Legislators don’t promise more funding for public defenders

? State officials Monday said the system of court-appointed attorneys for indigent criminal defendants was near collapse because of a lack of funding. Even so, key legislators declined to recommend an increase in the hourly rate paid to court-appointed attorneys.

Patricia Scalia, executive director of the Board of Indigents’ Defense Services, said the payment of $50 per hour for a court-appointed attorney should be increased to $80 per hour “to avoid the wholesale resignation of our assigned counsel throughout the state and to avoid a lawsuit for fair compensation.”

Members of the Legislative Budget Committee, however, said the state didn’t have much money to spare.

“It doesn’t look optimistic this year that we’ll be putting a lot of money into it,” said Chairman Melvin Neufeld, a Republican state representative from Ingalls.

Scalia requested a $4 million increase to fund an $80-per-hour rate for private attorneys who are assigned to defend poor people who can’t afford a lawyer to represent them in criminal matters.

If all court-appointed counsel were to resign, the state would be forced to open 16 public defender offices at a cost of at least $6.5 million, Scalia said.

Statewide, including in Lawrence, attorneys are refusing to handle assigned cases because of the $50-per-hour rate, which has been in effect since 1987.

“I’ve pleaded with attorneys to handle cases,” said Judge Rawley Judd Dent, who is chief judge of the district that includes Montgomery and Chautauqua counties in southeast Kansas.

Judicial officials said they feared more convictions would be overturned on appeal because they were having to assign cases to attorneys who aren’t qualified to handle them.

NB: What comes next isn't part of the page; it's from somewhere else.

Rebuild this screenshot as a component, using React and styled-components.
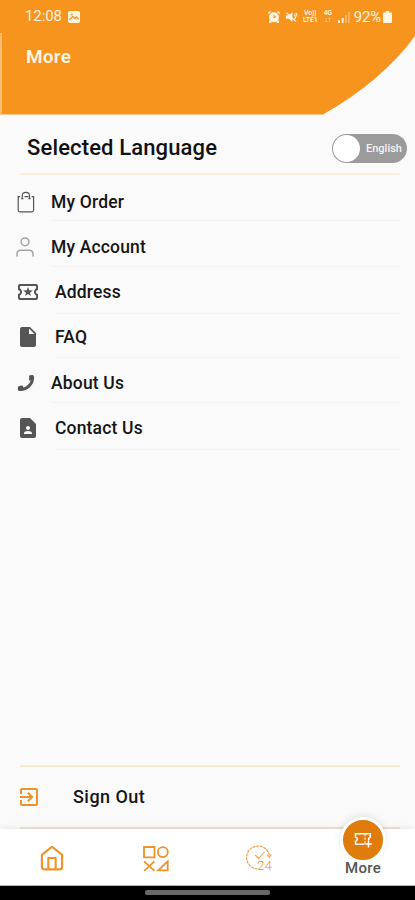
import React from 'react';
import styled, { createGlobalStyle } from 'styled-components';
import {
  MdOutlineLocalActivity,
  MdInsertDriveFile,
  MdContactPage,
  MdExitToApp,
} from 'react-icons/md';

const GlobalStyle = createGlobalStyle`
    * {
        box-sizing: border-box;
    }
    body {
        margin: 0;
        background-color: #fafafa;
        font-family: Roboto, "Liberation Sans", sans-serif;
    }
`;

const Screen = styled.div`
    width: 415px;
    height: 900px;
    display: flex;
    flex-direction: column;
    background-color: #fafafa;
    overflow: hidden;
`;

const Header = styled.header`
    position: relative;
    height: 115px;
    flex-shrink: 0;
    color: #fff5e3;
`;

const Curve = styled.svg`
    position: absolute;
    inset: 0;
`;

const StatusBar = styled.div`
    position: relative;
    display: flex;
    align-items: center;
    height: 33px;
    padding: 0 23px 0 25px;
`;

const Clock = styled.span`
    font-size: 15px;
    line-height: 33px;
    letter-spacing: -0.1px;
    margin-right: 6px;
`;

const StatusIcons = styled.div`
    display: flex;
    align-items: center;
    margin-left: auto;
`;

const Network = styled.span`
    display: flex;
    flex-direction: column;
    align-items: center;
    width: ${props => props.$width};
    margin-left: 5px;
    font-size: 7px;
    font-weight: 600;
    line-height: 7px;
    letter-spacing: -0.2px;
`;

const NetworkLine = styled.span`
    display: block;
    height: 7px;
    overflow: hidden;
`;

const Percent = styled.span`
    font-size: 15px;
    line-height: 16px;
    margin-left: 4px;
    letter-spacing: -0.2px;
`;

const PageTitle = styled.h1`
    position: relative;
    margin: 13px 0 0 26px;
    font-size: 19px;
    font-weight: 600;
    line-height: 22px;
    letter-spacing: 0.2px;
`;

const Language = styled.div`
    display: flex;
    align-items: center;
    justify-content: space-between;
    height: 58px;
    padding: 8px 8px 0 27px;
`;

const LanguageTitle = styled.h2`
    margin: 0;
    font-size: 22px;
    font-weight: 500;
    line-height: 30px;
    letter-spacing: 0.14px;
    color: #111;
`;

const Switch = styled.button`
    display: flex;
    align-items: center;
    justify-content: space-between;
    width: 75px;
    height: 29px;
    padding: 1px 5px 1px 1px;
    border: none;
    border-radius: 15px;
    background-color: #9b9b9b;
    color: #f4f4f4;
    font-family: inherit;
    font-size: 11px;
    font-weight: 500;
`;

const Knob = styled.span`
    width: 27px;
    height: 27px;
    border-radius: 50%;
    background-color: white;
`;

const Rule = styled.div`
    height: 2px;
    flex-shrink: 0;
    margin: 0 15px 0 20px;
    background-color: ${props => props.color};
`;

const Menu = styled.ul`
    margin: 0;
    padding: 0;
    list-style: none;
    flex: 1;
`;

const MenuItem = styled.li`
    display: flex;
    height: ${props => props.$height}px;
    padding: 0 15px 0 ${props => props.$left}px;
`;

const MenuIcon = styled.span`
    display: flex;
    align-items: center;
    height: 20px;
    width: ${props => props.$width}px;
    margin-top: ${props => props.$top}px;
    color: #555;
`;

const MenuLabel = styled.span`
    flex: 1;
    padding-top: ${props => props.$top}px;
    border-bottom: 1px solid #f3f3f3;
    font-size: 17.5px;
    font-weight: 500;
    line-height: 20px;
    letter-spacing: 0.17px;
    color: #161616;
`;

const SignOut = styled.div`
    display: flex;
    align-items: center;
    height: 60px;
    padding: 0 17px;
    color: #f0922a;
`;

const SignOutLabel = styled.span`
    margin: -2px 0 0 32px;
    font-size: 18px;
    font-weight: 500;
    letter-spacing: 0.45px;
    color: #161616;
`;

const Nav = styled.nav`
    display: grid;
    grid-template-columns: repeat(4, 1fr);
    height: 57px;
    flex-shrink: 0;
    background-color: white;
    border-bottom: 1px solid #b5b5b5;
    box-shadow: 0 -2px 6px rgba(0, 0, 0, 0.06);
`;

const NavItem = styled.div`
    display: flex;
    flex-direction: column;
    align-items: center;
    justify-content: ${props => (props.$active ? "flex-start" : "center")};
    padding-top: ${props => (props.$active ? "0" : "2px")};
    color: #f0922a;
`;

const NavBubble = styled.div`
    display: flex;
    align-items: center;
    justify-content: center;
    width: 46px;
    height: 46px;
    flex-shrink: 0;
    margin-top: -12px;
    border: 3px solid white;
    border-radius: 50%;
    background-color: #e07c0c;
    box-shadow: 0 -2px 7px rgba(0, 0, 0, 0.09);
    color: white;
`;

const NavLabel = styled.span`
    margin-top: -4px;
    font-size: 15px;
    font-weight: 500;
    line-height: 18px;
    letter-spacing: 0.3px;
    color: #555;
`;

const SystemBar = styled.div`
    display: flex;
    justify-content: center;
    height: 14px;
    flex-shrink: 0;
    padding-top: 4px;
    background-color: black;
`;

const HomeHandle = styled.div`
    width: 125px;
    height: 5px;
    border-radius: 2px;
    background-color: #686868;
`;

const Spaced = styled.span`
    display: flex;
    margin-left: ${props => props.$gap};
`;

const PictureIcon = () => (
    <svg width="12" height="12" viewBox="0 0 12 12">
        <rect x="0" y="0" width="12" height="12" rx="2" fill="currentColor" />
        <path d="M1.5 9 4.6 5.5 6.7 7.5 8.3 6 10.6 8.2" fill="none" stroke="#f7941d" strokeWidth="1.3" />
        <circle cx="3.8" cy="3.4" r="1" fill="#f7941d" />
    </svg>
);

const AlarmIcon = () => (
    <svg width="12" height="12" viewBox="0 0 12 12">
        <path d="M.5.5h3l-3 3zM11.5.5h-3l3 3zM1 9.5h2.5V12H1zM8.5 9.5H11V12H8.5z" fill="currentColor" />
        <circle cx="6" cy="6.3" r="5" fill="currentColor" />
        <path d="M6 3.8v2.8l2.1-1.2" fill="none" stroke="#f7941d" strokeWidth="1.1" />
    </svg>
);

const MuteIcon = () => (
    <svg width="13" height="12" viewBox="0 0 14 12">
        <path d="M1 4h3l4-3v10L4 8H1z" fill="currentColor" />
        <path d="M1.5 1.5 12 11M10 3.3c1.5 1.2 1.5 3.5.3 5M11.5 1.5c1 .9 1.3 2 1.3 4" fill="none" stroke="currentColor" strokeWidth="1.3" />
    </svg>
);

const SignalIcon = () => (
    <svg width="12" height="12" viewBox="0 0 12 12">
        <path d="M0 9.5h2V12H0zM3.6 7h2v5h-2z" fill="currentColor" />
        <path d="M7 4h1.8v8H7zM10 1h1.8v11H10z" fill="currentColor" opacity=".35" />
    </svg>
);

const BatteryIcon = () => (
    <svg width="9" height="12" viewBox="0 0 8 12" preserveAspectRatio="none">
        <path d="M2.5 0h3v1.5H7q1 0 1 1V11q0 1-1 1H1q-1 0-1-1V2.5q0-1 1-1h1.5z" fill="currentColor" />
    </svg>
);

const BagIcon = () => (
    <svg width="18" height="22" viewBox="0 0 18 22" fill="none" stroke="currentColor" strokeWidth="1.2">
        <path d="M3.2 5.7H1.2V19q0 1.8 1.8 1.8h11.8q1.8 0 1.8-1.8V5.7h-2M7.5 5.7h4" />
        <path d="M5.3 8V4.6c0-4.4 7.2-4.4 7.2 0V8M4.2 7.6h2.2M11.4 7.6h2.2" />
    </svg>
);

const PersonIcon = () => (
    <svg width="18" height="20" viewBox="0 0 18 20" fill="none" stroke="#a3a3a3" strokeWidth="1.5">
        <circle cx="9" cy="4.8" r="3.9" />
        <path d="M1 19.5v-2.3c0-2.3 1.5-3.9 3.8-3.9h8.4c2.3 0 3.8 1.6 3.8 3.9v2.3" />
    </svg>
);

const PhoneIcon = () => (
    <svg width="18" height="18" viewBox="0 0 18 18" fill="none" stroke="currentColor" strokeLinecap="round" strokeLinejoin="round">
        <path d="M15.6 3.2C15.6 10 10.2 15.4 3.2 15.6" strokeWidth="3" />
        <path d="m13.2 2.4 2.3-.4.1 3-2.4.5zM2 13.4l2.8-.9 1 2-2.3 1.4-1.5-.2z" fill="currentColor" strokeWidth="2.2" />
    </svg>
);

const HomeIcon = () => (
    <svg width="24" height="26" viewBox="0 0 24 27" fill="none" stroke="currentColor" strokeWidth="2.2" strokeLinejoin="round">
        <path d="M1.5 10.2 12 1.8l10.5 8.4v12.3q0 2.8-2.8 2.8H4.3q-2.8 0-2.8-2.8z" />
        <path d="M8.2 25V13.5h7.6V25" />
    </svg>
);

const ShapesIcon = () => (
    <svg width="26" height="27" viewBox="0 0 26 27" fill="none" stroke="currentColor" strokeWidth="1.8">
        <path d="M1 2h10.5v10.3H1zM1.2 16.3l10.2 9.5M11.4 16.3 1.2 25.8M15.3 25.4h9.4v-9z" />
        <circle cx="19.8" cy="7.1" r="5" />
    </svg>
);

const AllDayText = styled.text`
    font-size: 13.5px;
    font-weight: 300;
    fill: #f0922a;
`;

const AllDayIcon = () => (
    <svg width="28" height="28" viewBox="0 0 28 28" fill="none" stroke="#f3a04a">
        <path d="M12.5 25A11.5 11.5 0 1 1 24.5 12" strokeWidth="1.2" strokeDasharray="3 .7" />
        <path d="m22 11 2.5 2.2 1.8-2.8M10 11l3.8 3.5 5.5-6.5" strokeWidth="1.1" />
        <AllDayText x="12" y="26" stroke="none" textLength="15">24</AllDayText>
    </svg>
);

const TicketPlusIcon = () => (
    <svg width="18" height="16" viewBox="0 0 18 16" fill="none" stroke="currentColor" strokeWidth="1.5">
        <path d="M10.5 12.2H1.5V9.4c2.3-.8 2.3-3.6 0-4.4V1.8h14.8V5c-1.6.6-2 2-1.3 3.3" />
        <path d="M11 2v2.3M11 5.6v2.6M11 9.5v2.4" strokeWidth="1" />
        <path d="M14.5 8.5v7M11.2 12h6.6" />
    </svg>
);

const items = [
    { label: "My Order", icon: <BagIcon />, height: 46, left: 17, width: 34, top: 17 },
    { label: "My Account", icon: <PersonIcon />, height: 46, left: 16, width: 35, top: 16 },
    { label: "Address", icon: <MdOutlineLocalActivity size={24} />, height: 47, left: 16, width: 39, top: 15 },
    { label: "FAQ", icon: <MdInsertDriveFile size={24} />, height: 44, left: 16, width: 39, top: 13 },
    { label: "About Us", icon: <PhoneIcon />, height: 45, left: 17, width: 34, top: 15 },
    { label: "Contact Us", icon: <MdContactPage size={24} />, height: 47, left: 16, width: 39, top: 15 },
];

const App = () => {
  return (
    <Screen>
        <GlobalStyle />
        <Header>
            <Curve width="415" height="115" viewBox="0 0 415 115">
                <path d="M0 0H415V36Q382 81 323 114.5H0z" fill="#f7941d" />
                <path d="M0 33h2v82H0z" fill="#fbbd73" />
            </Curve>
            <StatusBar>
                <Clock>12:08</Clock>
                <PictureIcon />
                <StatusIcons>
                    <AlarmIcon />
                    <Spaced $gap="5px"><MuteIcon /></Spaced>
                    <Network $width="15px">
                        <NetworkLine>Vo))</NetworkLine>
                        <NetworkLine>LTE1</NetworkLine>
                    </Network>
                    <Network $width="10px">
                        <NetworkLine>4G</NetworkLine>
                        <NetworkLine>↓↑</NetworkLine>
                    </Network>
                    <Spaced $gap="5px"><SignalIcon /></Spaced>
                    <Percent>92%</Percent>
                    <Spaced $gap="2px"><BatteryIcon /></Spaced>
                </StatusIcons>
            </StatusBar>
            <PageTitle>More</PageTitle>
        </Header>
        <Language>
            <LanguageTitle>Selected Language</LanguageTitle>
            <Switch>
                <Knob />
                English
            </Switch>
        </Language>
        <Rule color="#fbeedb" />
        <Menu>
            {items.map(item => (
                <MenuItem key={item.label} $height={item.height} $left={item.left}>
                    <MenuIcon $width={item.width} $top={item.top}>{item.icon}</MenuIcon>
                    <MenuLabel $top={item.top}>{item.label}</MenuLabel>
                </MenuItem>
            ))}
        </Menu>
        <Rule color="#fbe8cd" />
        <SignOut>
            <MdExitToApp size={24} />
            <SignOutLabel>Sign Out</SignOutLabel>
        </SignOut>
        <Rule color="#ece6d3" />
        <Nav>
            <NavItem><HomeIcon /></NavItem>
            <NavItem><ShapesIcon /></NavItem>
            <NavItem><AllDayIcon /></NavItem>
            <NavItem $active>
                <NavBubble><TicketPlusIcon /></NavBubble>
                <NavLabel>More</NavLabel>
            </NavItem>
        </Nav>
        <SystemBar>
            <HomeHandle />
        </SystemBar>
    </Screen>
  )
}

export default App;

“Courts have not been bashful in overturning cases when they feel the defendant was not adequately represented,” said Larry Daniels, an assigned counsel panel member from Dodge City.

The budget committee declined recommending a funding increase but directed the House and Senate budget committees to consider the issue when the 2004 legislative session starts. Neufeld said those committees should work on a multiyear proposal to phase in some kind of increase, but the details of such a proposal would depend on what is available in an already tight budget.

Some lawmakers appeared more interested in paying for additional staff for the Board of Indigents’ Defense Services to more closely monitor billing by court-appointed attorneys and to make sure defendants getting court-appointed attorneys are really indigent. The committee directed the budget-writing committees during the session to consider providing enough funds to hire an additional assistant for Scalia to cover those concerns.

Patrick Lewis, executive director of the Kansas Association of Criminal Defense Lawyers, said he was “quite surprised” when told of the committee’s discussion about possible overbilling.

He said any billing by an attorney above a set limit for each criminal offense must be approved by the judge in the case and the Board of Indigents’ Defense Services. He said lawmakers should focus on increasing the hourly rate of court-appointed attorneys.

“The compensation rate per hour and the low level of those caps really need to be where the attention is at this time,” he said.